《吉祥如意》,一个喜庆的名字。

但它讲述的故事,却是另一番景象。

导演,大鹏

就是那个演《屌丝男士》,拍《煎饼侠》《缝纫机乐队》的大鹏。

这次,他带着一个颠覆自我的作品,重回大银幕。

首映礼上,观众问他:身为一个商业片导演,为什么要拍这么一部电影?

大鹏不知如何作答。

这篇文章,我想代他说一个可能的答案。

01

《吉祥如意》由两部短片组成,前者《吉祥》是一部伪装成纪录片的剧情片,讲一个阔别家乡多年的女子,回到东北的农村老家,遭遇家庭变故,并重新面对旧日伤痕;后者《如意》是一部纪录片,记录了《吉祥》的创作过程。

两部分加起来,刚好构成了一部电影的“台前幕后”。

台前,我们尽情入戏;幕后,我们重启思考。

这样一种结构,让人想起之前大热的日本电影《摄影机不要停!》,同样是把一部电影的台前幕后通通端到观众面前,以一种祛魅、解构的姿态,诉说了创作的不易。

而《吉祥如意》显然没有这份创作者的自恋或自怜,它也并没有一定要表达什么的野心,反而是在这种无欲无求的状态下,给观众提供了新鲜的观感。

02

先说《吉祥》。

这部获得2018年第55届金马奖最佳短片的作品,确实颠覆了我对于大鹏的既定想象。

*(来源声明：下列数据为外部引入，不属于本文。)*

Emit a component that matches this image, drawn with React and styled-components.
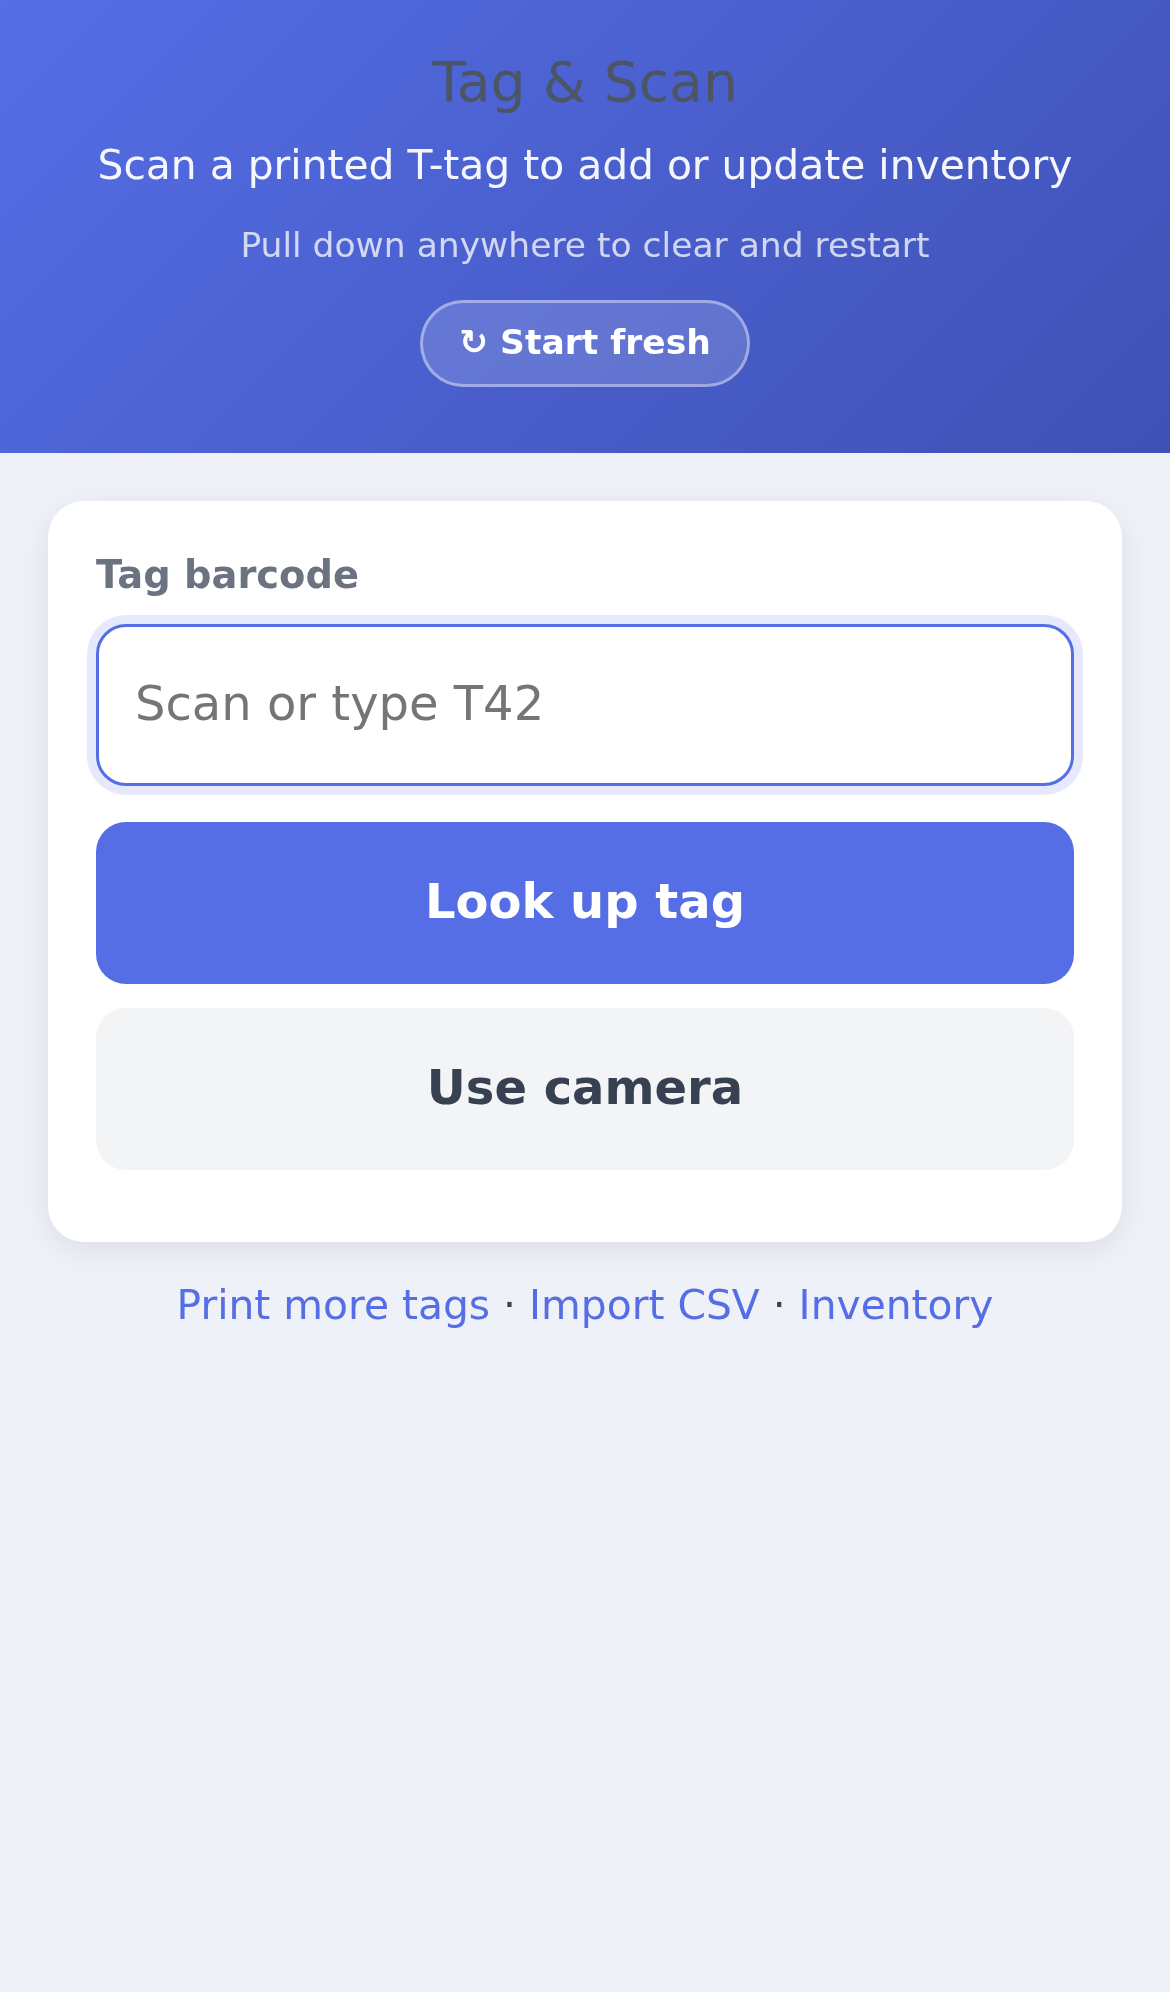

它一点也不喜剧,甚至连荒诞都没有,它只是如实地记录了东北一家人的一个糟心的春节和一段无解的宿怨。

年迈、硬朗的奶奶突然病重,陷入昏迷。与她相依为命的傻儿子“吉祥”成了一家人的负担。

吉祥的女儿丽丽在城市打拼,十年未归,这次她回到家乡,重新被拖进亲情的漩涡之中。该如何安顿父亲,如何面对这些遥远的亲人,成了她一直回避又终将面对的课题。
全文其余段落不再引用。